Exercise directions — Among the lines below, list those containing the string "styles".

# # # #

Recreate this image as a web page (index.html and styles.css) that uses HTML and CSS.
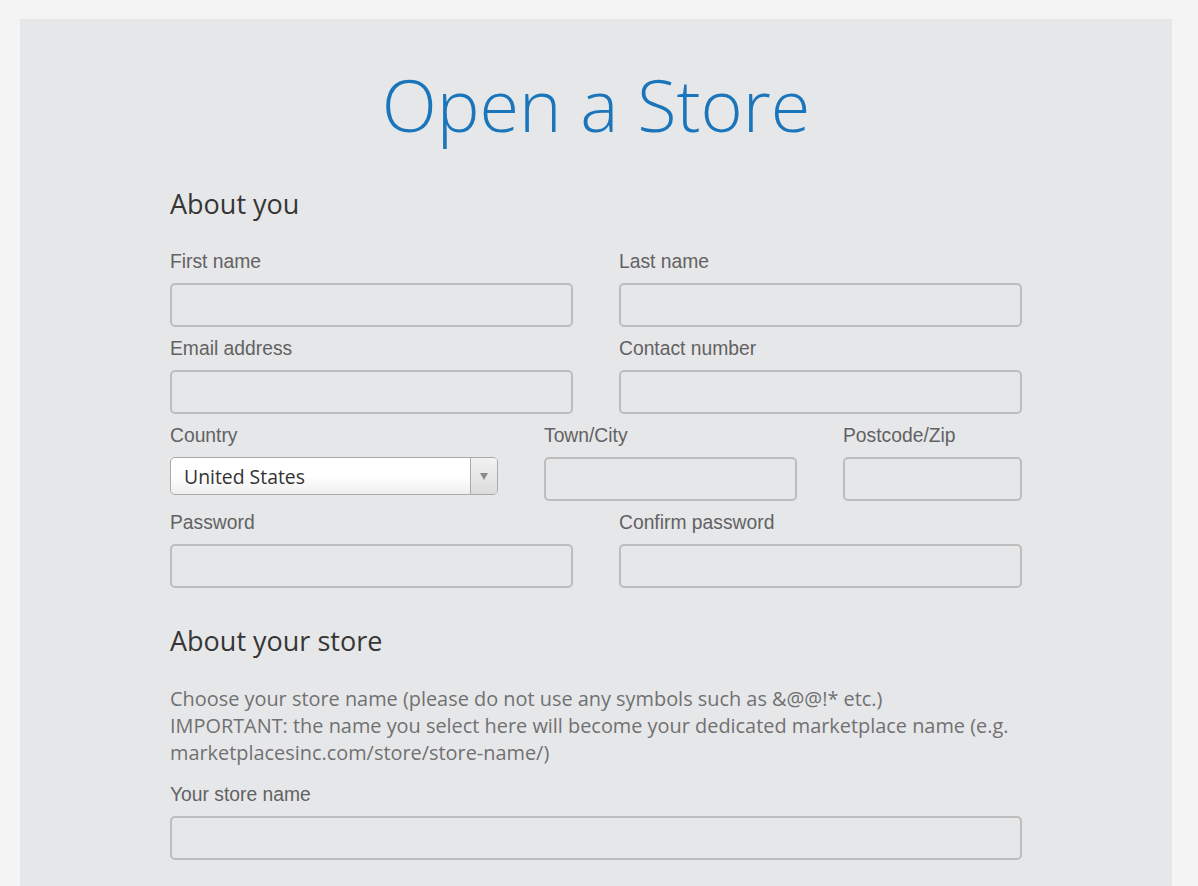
FILE: index.html
```html
<!DOCTYPE html>
<html lang="en">
<head>
<meta charset="utf-8">
<title>Open a Store</title>
<link rel="stylesheet" href="styles.css">
</head>
<body>
<div class="panel">
  <h1 class="title">Open a Store</h1>
  <form class="form">
    <h2 class="section">About you</h2>
    <div class="row two">
      <div class="field"><label class="label">First name</label><input class="input" type="text"></div>
      <div class="field"><label class="label">Last name</label><input class="input" type="text"></div>
    </div>
    <div class="row two">
      <div class="field"><label class="label">Email address</label><input class="input" type="text"></div>
      <div class="field"><label class="label">Contact number</label><input class="input" type="text"></div>
    </div>
    <div class="row three">
      <div class="field"><label class="label">Country</label>
        <div class="select"><span class="select-text">United States</span><span class="select-arrow"><span class="tri"></span></span></div>
      </div>
      <div class="field"><label class="label">Town/City</label><input class="input" type="text"></div>
      <div class="field"><label class="label">Postcode/Zip</label><input class="input" type="text"></div>
    </div>
    <div class="row two">
      <div class="field"><label class="label">Password</label><input class="input" type="password"></div>
      <div class="field"><label class="label">Confirm password</label><input class="input" type="password"></div>
    </div>
    <h2 class="section store">About your store</h2>
    <p class="note">Choose your store name (please do not use any symbols such as &amp;@@!* etc.)<br>IMPORTANT: the name you select here will become your dedicated marketplace name (e.g. marketplacesinc.com/store/store-name/)</p>
    <div class="field"><label class="label">Your store name</label><input class="input" type="text"></div>
  </form>
</div>
</body>
</html>
```
FILE: styles.css
```css
html, body {
  margin: 0;
  padding: 0;
}
body {
  background: #f4f4f4;
  padding: 19px 26px 0 20px;
  height: 886px;
  box-sizing: border-box;
  overflow: hidden;
  font-family: "Open Sans", "Liberation Sans", sans-serif;
}
.panel {
  background: #e6e7e9;
  height: 900px;
  padding-top: 49px;
  box-sizing: border-box;
}
.title {
  margin: 0;
  text-align: center;
  font-family: "Open Sans", sans-serif;
  font-weight: 300;
  font-size: 72px;
  line-height: 72px;
  color: #1b75bb;
}
.form {
  width: 852px;
  margin: 48px auto 0;
}
.section {
  margin: 0 0 30px;
  font-family: "Open Sans", sans-serif;
  font-weight: 400;
  font-size: 27px;
  line-height: 32px;
  color: #363636;
}
.section.store {
  margin-top: 27px;
  margin-bottom: 28px;
}
.row {
  display: grid;
  column-gap: 46px;
}
.row.two {
  grid-template-columns: 1fr 1fr;
}
.row.three {
  grid-template-columns: 328px 253px 1fr;
}
.field {
  display: flex;
  flex-direction: column;
  margin-bottom: 10px;
  min-width: 0;
}
.label {
  font-family: "Liberation Sans", Arial, sans-serif;
  font-size: 19.3px;
  line-height: 23px;
  color: #626262;
  margin-bottom: 10px;
}
.input {
  width: 100%;
  min-width: 0;
  height: 44px;
  box-sizing: border-box;
  border: 2px solid #bdbdbd;
  border-radius: 5px;
  background: transparent;
  margin: 0;
  padding: 0 10px;
  font-size: 18px;
}
.select {
  height: 38px;
  box-sizing: border-box;
  border: 1px solid #aaaaaa;
  border-radius: 5px;
  background: linear-gradient(#ffffff 0%, #ffffff 50%, #eeeeee 100%);
  display: flex;
  align-items: center;
  overflow: hidden;
}
.select-text {
  flex: 1;
  padding-left: 13px;
  font-family: "Open Sans", sans-serif;
  font-size: 19.4px;
  color: #333333;
}
.select-arrow {
  width: 26px;
  align-self: stretch;
  border-left: 1px solid #aaaaaa;
  background: linear-gradient(#f2f2f2, #dcdcdc);
  display: flex;
  align-items: center;
  justify-content: center;
}
.tri {
  width: 0;
  height: 0;
  border-left: 4px solid transparent;
  border-right: 4px solid transparent;
  border-top: 7px solid #8a8a8a;
}
.note {
  margin: 0 0 17px;
  font-family: "Open Sans", sans-serif;
  font-size: 19.9px;
  line-height: 27px;
  color: #717171;
}
```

# # # #

Exercise output —
Recreate this image as a web page (index.html and styles.css) that uses HTML and CSS.
<link rel="stylesheet" href="styles.css">
FILE: styles.css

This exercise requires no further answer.